As an avid learner of Bill’s doctrine of piecemeal development rather than bold planning, I found it interesting that you asked this question. And the heretic suggestion of “Giving it to Jeffrey” made me chuckle.
I am the creator of http://www.kindmankind.net, a platform for the least visible and voiceless initiatives to get connected and – maybe – meet the right entrepreneurial mind to help them. That website doesn’t run on money, by the way.
So, how would I use the billion? Ester Duflo’s alternative approach and positive thinking are part of the solution: free school lunch, insecticide-treated bednets, etc. I would use part of the money to lobby Western governments to change their policy of agriculture subvention.
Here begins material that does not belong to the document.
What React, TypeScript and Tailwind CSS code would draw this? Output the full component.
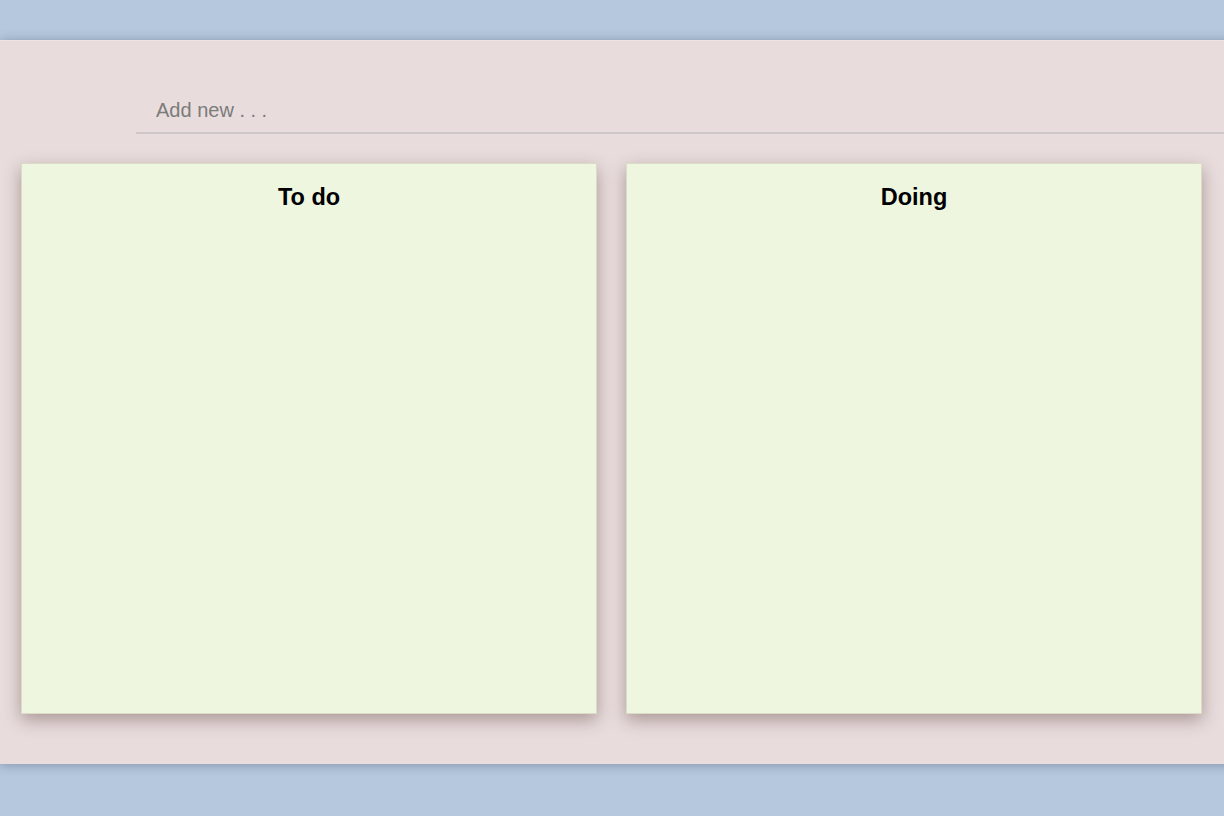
import { useState } from 'react';

const columns = ['To do', 'Doing'];

const App = () => {
    const [draft, setDraft] = useState('');

    return (
        <div className="min-h-[816px] w-full overflow-hidden bg-[#b5c8de] pt-[40px] font-['Liberation_Sans',Arial,sans-serif]">
            {/* Board panel */}
            <div className="w-[1900px] h-[724px] bg-[#e8dcdc] border-t border-[#eee4e4] pt-[47px] shadow-[0_1px_10px_rgba(40,50,70,0.35)]">
                <input
                    value={draft}
                    onChange={(e) => setDraft(e.target.value)}
                    placeholder="Add new . . ."
                    className="block ml-[136px] w-[1500px] h-[46px] bg-transparent border-b-2 border-[#cfc8c8] pl-[20px] text-[20px] text-[#333] placeholder:text-[#7b7b7b] outline-none"
                />

                <div className="flex gap-[29px] ml-[21px] mt-[29px]">
                    {columns.map((title) => (
                        <div
                            key={title}
                            className="w-[576px] h-[551px] shrink-0 bg-[#eff6e0] border border-[#dcdcc6] shadow-[0_6px_16px_rgba(80,50,50,0.4)]"
                        >
                            <h2 className="pt-[21px] text-center text-[23.5px] leading-[24px] font-bold text-black">
                                {title}
                            </h2>
                        </div>
                    ))}
                </div>
            </div>
        </div>
    );
};

export default App;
And I would invest in exemplary students (unfair as it may seem) supporting the best brains provided they make a commitment for their country.
And I would promote (Western) citizen engagement (ie combat cynicism) and create more positive examples of “development” (ultimately, we want to develop sustainable happiness, don’t we?)
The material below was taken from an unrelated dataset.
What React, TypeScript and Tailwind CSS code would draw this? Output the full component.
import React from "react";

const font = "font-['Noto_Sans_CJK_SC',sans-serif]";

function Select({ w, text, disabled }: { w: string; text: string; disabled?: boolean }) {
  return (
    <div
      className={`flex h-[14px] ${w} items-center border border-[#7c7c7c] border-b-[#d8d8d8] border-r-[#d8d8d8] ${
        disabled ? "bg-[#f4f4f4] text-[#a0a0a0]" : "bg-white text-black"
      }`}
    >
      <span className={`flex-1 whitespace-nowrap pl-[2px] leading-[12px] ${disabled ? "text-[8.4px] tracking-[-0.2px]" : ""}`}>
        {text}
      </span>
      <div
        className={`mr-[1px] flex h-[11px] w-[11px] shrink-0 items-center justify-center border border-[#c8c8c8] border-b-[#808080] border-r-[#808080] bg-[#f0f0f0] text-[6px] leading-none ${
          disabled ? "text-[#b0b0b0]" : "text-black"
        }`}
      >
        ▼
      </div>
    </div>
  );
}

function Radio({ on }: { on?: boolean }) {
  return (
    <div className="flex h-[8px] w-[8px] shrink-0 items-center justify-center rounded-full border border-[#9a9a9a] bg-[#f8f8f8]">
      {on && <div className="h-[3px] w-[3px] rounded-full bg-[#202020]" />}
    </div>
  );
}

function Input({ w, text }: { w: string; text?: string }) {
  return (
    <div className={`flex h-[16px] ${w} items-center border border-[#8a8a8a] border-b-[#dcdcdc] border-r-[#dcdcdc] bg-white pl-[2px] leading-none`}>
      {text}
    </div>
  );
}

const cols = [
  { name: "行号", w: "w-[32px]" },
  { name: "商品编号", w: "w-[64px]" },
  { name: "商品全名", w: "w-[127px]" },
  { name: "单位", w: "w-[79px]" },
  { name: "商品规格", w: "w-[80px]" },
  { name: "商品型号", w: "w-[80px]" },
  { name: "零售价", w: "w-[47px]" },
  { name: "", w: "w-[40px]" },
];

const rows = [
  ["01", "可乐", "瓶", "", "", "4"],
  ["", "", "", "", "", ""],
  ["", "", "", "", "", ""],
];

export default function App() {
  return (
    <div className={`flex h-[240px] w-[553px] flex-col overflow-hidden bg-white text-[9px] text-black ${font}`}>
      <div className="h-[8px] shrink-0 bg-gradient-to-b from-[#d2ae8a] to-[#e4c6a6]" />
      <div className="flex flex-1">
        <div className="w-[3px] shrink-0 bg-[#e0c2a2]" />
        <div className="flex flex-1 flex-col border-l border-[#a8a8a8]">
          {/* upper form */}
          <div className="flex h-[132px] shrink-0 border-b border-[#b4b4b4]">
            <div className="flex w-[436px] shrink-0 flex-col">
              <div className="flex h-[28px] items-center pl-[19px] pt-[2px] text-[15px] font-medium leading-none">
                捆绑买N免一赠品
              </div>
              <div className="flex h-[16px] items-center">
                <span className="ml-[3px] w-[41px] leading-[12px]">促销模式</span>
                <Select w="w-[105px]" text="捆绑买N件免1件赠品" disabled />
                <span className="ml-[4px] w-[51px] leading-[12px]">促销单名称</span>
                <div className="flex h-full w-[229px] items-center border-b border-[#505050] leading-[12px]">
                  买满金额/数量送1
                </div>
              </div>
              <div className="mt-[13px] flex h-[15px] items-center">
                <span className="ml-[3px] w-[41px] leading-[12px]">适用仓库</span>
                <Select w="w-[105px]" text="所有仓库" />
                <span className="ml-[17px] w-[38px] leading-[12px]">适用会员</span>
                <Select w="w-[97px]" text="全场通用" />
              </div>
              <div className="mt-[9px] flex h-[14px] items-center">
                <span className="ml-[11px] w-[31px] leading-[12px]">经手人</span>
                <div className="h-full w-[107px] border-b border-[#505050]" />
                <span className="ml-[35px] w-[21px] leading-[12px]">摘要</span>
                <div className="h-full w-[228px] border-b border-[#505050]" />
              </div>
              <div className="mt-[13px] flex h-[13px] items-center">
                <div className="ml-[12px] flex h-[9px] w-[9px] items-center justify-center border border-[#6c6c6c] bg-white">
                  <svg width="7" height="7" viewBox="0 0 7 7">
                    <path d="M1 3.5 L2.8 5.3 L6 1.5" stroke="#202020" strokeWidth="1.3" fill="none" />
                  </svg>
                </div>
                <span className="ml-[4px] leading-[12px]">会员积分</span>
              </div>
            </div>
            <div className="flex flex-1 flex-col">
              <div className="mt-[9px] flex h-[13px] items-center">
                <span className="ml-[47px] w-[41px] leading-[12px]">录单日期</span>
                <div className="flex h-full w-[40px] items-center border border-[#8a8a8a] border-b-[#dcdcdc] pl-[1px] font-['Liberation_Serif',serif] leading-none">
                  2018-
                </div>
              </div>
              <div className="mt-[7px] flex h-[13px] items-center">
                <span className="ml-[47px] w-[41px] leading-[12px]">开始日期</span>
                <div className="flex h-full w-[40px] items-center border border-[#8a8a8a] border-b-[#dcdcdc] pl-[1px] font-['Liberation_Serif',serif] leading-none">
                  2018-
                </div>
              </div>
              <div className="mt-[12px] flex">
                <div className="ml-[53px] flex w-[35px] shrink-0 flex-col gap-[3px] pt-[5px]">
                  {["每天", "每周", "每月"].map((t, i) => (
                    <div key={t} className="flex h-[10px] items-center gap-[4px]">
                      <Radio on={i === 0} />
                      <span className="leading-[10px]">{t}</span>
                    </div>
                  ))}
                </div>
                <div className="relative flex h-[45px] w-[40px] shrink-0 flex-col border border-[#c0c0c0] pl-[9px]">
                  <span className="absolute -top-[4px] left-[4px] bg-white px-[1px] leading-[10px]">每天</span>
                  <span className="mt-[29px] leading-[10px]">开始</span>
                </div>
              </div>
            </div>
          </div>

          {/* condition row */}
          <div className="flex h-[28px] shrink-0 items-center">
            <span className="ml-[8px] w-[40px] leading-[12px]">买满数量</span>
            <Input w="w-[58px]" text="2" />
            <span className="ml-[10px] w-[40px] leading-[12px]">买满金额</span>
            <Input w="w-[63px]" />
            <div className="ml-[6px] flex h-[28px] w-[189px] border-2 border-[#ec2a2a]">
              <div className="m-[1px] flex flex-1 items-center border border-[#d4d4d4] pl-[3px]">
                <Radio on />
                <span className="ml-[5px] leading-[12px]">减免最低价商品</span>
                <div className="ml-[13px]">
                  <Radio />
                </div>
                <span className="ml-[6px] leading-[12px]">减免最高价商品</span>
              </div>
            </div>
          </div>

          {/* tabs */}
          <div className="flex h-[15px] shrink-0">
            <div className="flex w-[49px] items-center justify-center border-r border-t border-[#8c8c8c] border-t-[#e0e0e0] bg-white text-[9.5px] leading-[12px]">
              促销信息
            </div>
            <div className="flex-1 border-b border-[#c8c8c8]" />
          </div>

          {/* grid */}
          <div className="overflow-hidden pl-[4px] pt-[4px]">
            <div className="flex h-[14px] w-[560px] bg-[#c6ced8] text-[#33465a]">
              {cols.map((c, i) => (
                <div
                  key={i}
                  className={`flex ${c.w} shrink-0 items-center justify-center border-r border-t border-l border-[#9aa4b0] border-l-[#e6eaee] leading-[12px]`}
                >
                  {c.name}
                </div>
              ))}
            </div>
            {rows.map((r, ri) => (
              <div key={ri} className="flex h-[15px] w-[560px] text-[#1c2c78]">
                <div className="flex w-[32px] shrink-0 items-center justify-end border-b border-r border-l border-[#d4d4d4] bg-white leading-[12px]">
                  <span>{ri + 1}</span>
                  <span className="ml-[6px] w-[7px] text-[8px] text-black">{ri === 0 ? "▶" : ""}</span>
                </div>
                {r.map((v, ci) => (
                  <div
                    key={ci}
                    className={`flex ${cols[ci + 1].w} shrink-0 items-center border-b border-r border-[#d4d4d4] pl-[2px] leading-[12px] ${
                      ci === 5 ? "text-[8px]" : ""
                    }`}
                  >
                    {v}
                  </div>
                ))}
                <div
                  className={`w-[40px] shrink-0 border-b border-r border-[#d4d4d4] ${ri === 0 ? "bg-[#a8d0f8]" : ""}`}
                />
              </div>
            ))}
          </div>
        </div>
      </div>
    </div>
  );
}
Dear Kamiel, thank you for your suggestions and best of luck in your initiative!
M
We have had 400 years of development if we cannot figure out what we want from it it’s because we don’t want to.
Development is finding any and all forms of capital and throwing them into a furnace for a minute’s pleasure — and to enrich a handful of furnace providers.
Our problem is diminished capital: there is a scarcity premium to it. Capital is now too valuable to burn up in a furnace. Time to abandon the furnaces and find Plan B.
Take your billions and pay people not to have babies. This buys some breathing space. In a couple of generations the hungry mouths will diminish and capital will multiply where the demands upon it are reduced.
Get rid of the cars and the livestock animals. Buy more breathing space for fewer people and for nature to recover from the assault taking place on it, the all-out assault against capital.
Do nothing and there is the example of reindeer on St. Matthew’s Island.
Thank you Steve for your comment.
Clearly there is no “Them”, in fact there is no “We”, or “Them” in the question…there is just You!